Source data:

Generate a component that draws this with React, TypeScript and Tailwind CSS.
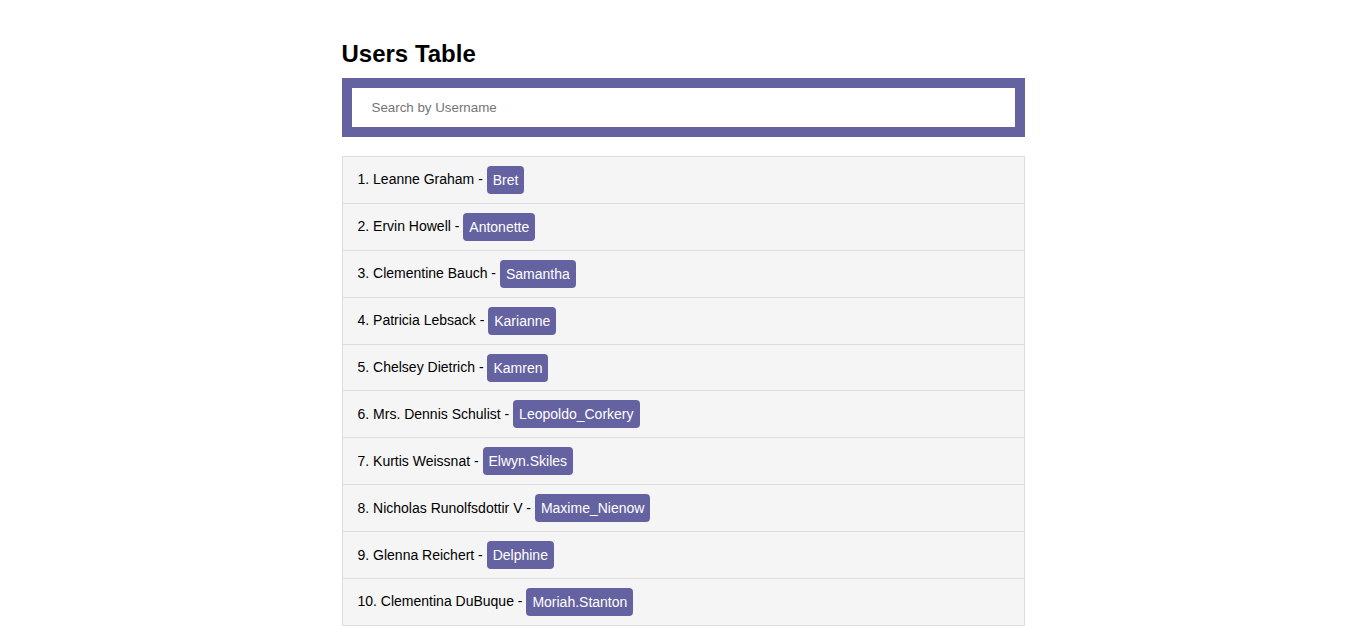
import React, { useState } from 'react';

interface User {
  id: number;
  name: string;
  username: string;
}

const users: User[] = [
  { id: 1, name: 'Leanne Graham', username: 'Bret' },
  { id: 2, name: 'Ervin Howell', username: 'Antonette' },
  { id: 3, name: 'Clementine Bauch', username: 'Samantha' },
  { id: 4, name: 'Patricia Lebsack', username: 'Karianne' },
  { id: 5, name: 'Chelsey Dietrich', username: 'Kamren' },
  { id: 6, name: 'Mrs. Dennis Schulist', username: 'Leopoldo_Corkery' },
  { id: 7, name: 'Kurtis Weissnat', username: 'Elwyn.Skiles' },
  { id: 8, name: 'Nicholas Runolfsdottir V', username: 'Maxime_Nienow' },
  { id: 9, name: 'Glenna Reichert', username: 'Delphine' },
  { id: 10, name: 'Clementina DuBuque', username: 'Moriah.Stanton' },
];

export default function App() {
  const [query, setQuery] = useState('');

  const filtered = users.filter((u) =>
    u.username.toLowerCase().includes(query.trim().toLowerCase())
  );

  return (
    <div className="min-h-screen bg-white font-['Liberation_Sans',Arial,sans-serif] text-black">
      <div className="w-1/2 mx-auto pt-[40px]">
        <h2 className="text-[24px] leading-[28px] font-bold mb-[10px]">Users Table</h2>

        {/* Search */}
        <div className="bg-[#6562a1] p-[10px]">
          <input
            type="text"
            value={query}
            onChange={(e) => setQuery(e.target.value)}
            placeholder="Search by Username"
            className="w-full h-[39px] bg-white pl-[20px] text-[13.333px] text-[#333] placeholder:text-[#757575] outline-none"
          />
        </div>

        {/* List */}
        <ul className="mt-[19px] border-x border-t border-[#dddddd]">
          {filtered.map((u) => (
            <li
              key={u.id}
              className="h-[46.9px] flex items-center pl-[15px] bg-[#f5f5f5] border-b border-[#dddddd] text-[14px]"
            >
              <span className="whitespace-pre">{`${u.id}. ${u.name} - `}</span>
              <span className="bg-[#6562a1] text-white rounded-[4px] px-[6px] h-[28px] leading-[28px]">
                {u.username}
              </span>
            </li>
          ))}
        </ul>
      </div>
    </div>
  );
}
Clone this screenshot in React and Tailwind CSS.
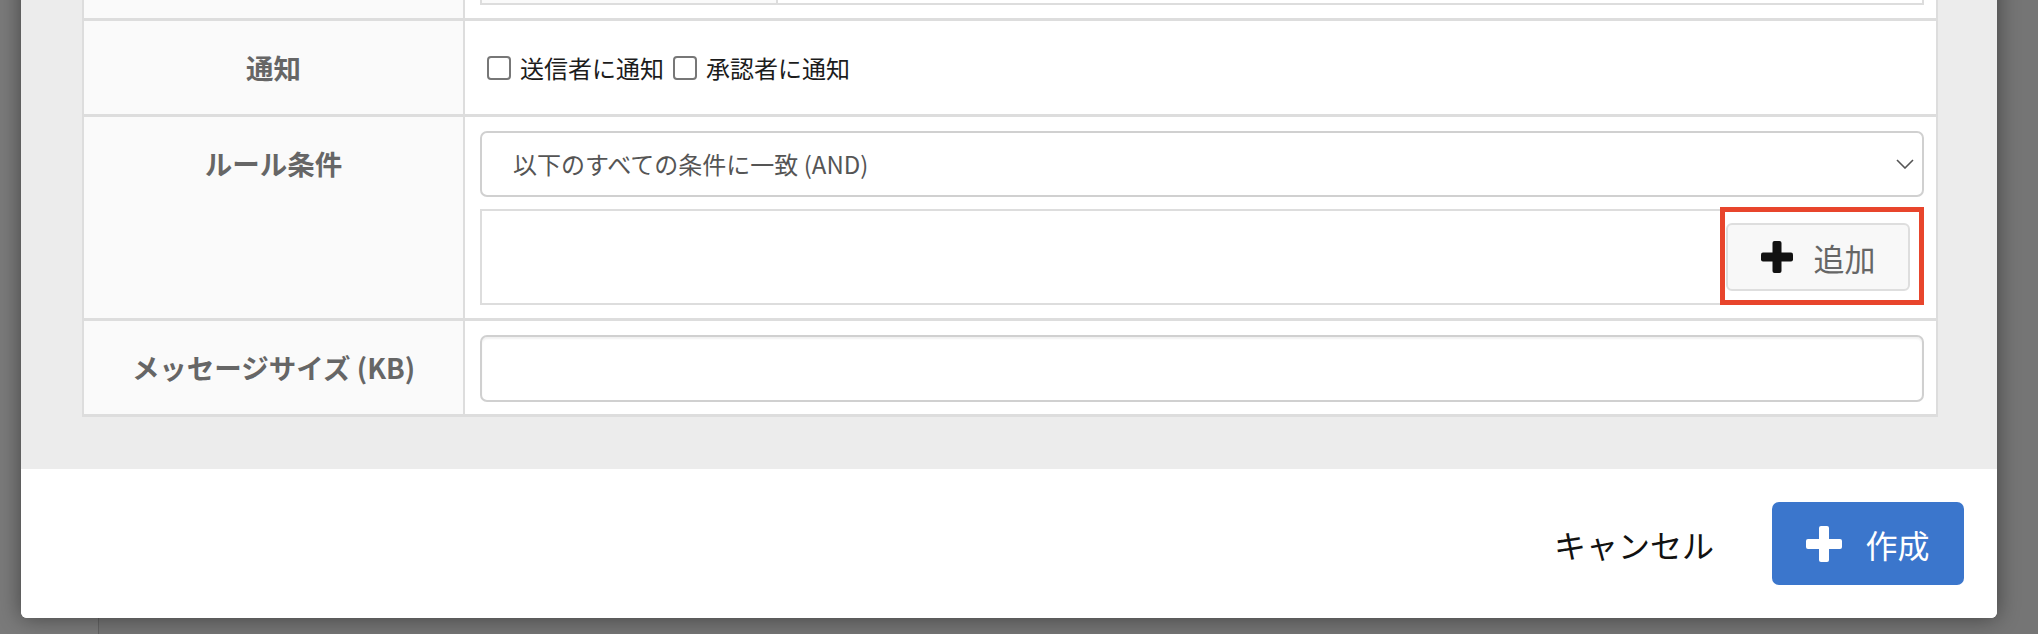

==

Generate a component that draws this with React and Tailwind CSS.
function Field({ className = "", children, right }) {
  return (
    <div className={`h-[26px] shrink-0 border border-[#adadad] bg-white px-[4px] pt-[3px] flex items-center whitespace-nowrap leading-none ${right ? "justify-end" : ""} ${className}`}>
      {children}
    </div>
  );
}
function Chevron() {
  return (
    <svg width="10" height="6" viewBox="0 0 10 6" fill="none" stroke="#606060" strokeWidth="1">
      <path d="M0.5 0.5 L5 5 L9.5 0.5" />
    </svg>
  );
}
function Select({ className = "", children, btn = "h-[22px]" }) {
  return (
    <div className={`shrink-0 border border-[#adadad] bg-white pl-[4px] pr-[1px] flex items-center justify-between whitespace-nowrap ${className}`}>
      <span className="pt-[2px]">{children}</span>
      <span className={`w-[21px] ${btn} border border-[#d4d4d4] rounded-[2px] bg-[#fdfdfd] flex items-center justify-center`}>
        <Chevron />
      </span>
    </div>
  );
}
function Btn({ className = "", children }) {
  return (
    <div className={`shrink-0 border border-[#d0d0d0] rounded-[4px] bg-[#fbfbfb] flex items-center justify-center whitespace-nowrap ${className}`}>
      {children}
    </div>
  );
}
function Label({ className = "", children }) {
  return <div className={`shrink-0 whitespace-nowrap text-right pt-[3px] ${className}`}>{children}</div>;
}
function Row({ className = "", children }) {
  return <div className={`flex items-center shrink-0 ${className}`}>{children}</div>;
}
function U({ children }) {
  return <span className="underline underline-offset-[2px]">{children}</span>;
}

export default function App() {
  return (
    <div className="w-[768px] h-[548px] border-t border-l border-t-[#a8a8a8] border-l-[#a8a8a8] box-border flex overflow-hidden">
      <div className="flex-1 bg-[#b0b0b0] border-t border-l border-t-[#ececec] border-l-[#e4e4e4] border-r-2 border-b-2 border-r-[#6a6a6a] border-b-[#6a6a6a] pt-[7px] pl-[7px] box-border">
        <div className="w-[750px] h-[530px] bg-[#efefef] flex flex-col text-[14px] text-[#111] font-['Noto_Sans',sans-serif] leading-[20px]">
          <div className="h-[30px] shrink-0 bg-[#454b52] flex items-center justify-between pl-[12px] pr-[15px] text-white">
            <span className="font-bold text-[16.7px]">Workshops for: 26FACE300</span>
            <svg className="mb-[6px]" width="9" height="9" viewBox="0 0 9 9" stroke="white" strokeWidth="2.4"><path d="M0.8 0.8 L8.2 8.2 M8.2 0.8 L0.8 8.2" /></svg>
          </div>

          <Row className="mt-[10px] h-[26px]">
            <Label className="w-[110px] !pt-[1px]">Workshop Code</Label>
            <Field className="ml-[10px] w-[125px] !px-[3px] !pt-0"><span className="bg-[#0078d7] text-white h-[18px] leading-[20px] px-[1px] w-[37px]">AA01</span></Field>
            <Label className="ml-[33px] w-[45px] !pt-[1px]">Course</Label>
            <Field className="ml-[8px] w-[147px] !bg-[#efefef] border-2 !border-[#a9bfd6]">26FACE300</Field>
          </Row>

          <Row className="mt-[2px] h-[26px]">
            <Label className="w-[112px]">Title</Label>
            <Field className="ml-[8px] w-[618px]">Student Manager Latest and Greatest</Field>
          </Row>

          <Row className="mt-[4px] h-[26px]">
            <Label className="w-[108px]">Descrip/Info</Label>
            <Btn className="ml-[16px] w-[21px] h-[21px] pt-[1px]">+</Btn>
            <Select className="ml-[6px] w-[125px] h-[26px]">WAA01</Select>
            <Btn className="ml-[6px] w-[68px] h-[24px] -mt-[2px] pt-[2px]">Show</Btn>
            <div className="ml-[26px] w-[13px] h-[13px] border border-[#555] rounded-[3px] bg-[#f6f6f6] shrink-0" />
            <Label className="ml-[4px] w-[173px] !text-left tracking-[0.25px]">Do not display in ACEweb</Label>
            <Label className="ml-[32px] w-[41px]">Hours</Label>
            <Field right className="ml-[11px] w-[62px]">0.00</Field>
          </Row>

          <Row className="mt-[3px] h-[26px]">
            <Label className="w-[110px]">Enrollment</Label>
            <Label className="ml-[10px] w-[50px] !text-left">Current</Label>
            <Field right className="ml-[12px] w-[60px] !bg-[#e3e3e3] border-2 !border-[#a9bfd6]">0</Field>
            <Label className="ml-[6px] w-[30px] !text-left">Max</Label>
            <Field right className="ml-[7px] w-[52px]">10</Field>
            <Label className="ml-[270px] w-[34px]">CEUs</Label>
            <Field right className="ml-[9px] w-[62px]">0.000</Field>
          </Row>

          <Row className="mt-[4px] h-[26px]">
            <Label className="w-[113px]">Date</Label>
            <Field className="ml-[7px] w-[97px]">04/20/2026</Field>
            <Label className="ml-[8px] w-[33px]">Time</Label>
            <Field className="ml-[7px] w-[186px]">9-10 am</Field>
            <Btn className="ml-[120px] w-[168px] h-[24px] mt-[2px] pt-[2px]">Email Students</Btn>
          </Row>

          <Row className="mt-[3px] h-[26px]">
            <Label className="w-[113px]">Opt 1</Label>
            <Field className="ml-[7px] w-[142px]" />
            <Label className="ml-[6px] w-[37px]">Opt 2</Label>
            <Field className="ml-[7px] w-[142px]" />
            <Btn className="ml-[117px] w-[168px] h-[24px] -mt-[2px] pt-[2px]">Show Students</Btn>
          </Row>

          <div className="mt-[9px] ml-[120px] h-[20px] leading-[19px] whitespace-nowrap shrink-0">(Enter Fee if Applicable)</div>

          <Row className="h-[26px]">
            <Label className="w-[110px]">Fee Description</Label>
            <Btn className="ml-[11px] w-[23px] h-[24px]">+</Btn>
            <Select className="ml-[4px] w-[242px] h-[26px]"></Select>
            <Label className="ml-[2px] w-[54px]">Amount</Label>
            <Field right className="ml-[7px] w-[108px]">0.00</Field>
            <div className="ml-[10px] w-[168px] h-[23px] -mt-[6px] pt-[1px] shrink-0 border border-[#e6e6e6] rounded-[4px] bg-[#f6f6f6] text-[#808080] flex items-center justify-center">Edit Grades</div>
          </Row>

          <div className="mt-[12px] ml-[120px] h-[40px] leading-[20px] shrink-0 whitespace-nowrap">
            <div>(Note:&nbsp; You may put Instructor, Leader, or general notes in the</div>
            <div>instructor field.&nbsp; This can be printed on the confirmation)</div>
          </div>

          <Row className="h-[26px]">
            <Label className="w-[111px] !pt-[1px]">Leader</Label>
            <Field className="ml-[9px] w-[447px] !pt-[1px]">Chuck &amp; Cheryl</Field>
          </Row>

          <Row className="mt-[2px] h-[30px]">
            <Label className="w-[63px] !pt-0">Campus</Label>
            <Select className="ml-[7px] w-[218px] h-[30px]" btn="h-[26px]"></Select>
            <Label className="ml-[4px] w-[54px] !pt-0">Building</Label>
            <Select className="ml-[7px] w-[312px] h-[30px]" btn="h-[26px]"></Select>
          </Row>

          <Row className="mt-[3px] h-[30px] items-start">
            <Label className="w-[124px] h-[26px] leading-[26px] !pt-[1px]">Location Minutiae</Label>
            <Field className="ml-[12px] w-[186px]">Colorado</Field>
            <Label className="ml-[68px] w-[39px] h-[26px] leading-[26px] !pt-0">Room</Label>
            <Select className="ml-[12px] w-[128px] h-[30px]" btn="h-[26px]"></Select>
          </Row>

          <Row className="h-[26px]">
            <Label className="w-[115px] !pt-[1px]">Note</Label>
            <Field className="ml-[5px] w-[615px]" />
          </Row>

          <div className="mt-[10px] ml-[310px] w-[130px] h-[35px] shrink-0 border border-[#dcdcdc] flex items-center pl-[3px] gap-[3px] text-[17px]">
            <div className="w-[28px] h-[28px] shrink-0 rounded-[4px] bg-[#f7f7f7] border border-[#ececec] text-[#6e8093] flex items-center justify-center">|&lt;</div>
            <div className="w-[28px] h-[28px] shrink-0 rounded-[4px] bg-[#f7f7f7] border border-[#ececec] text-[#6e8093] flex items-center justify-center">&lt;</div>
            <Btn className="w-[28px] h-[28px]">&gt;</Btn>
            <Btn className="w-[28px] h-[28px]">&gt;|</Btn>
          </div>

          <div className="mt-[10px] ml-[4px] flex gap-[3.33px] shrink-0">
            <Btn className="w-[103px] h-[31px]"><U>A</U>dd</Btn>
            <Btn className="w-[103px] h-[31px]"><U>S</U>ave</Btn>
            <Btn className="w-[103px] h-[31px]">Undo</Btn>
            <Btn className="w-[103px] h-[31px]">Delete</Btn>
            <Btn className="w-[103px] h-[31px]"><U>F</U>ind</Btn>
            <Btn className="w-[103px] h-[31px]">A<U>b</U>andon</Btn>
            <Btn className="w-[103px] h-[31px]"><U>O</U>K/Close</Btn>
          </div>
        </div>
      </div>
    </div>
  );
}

Request:
Look for lines containing the string "with" and copy them all.

Completed task:
Generate a component that draws this with React, TypeScript and Tailwind CSS.
Generate a component that draws this with React and Tailwind CSS.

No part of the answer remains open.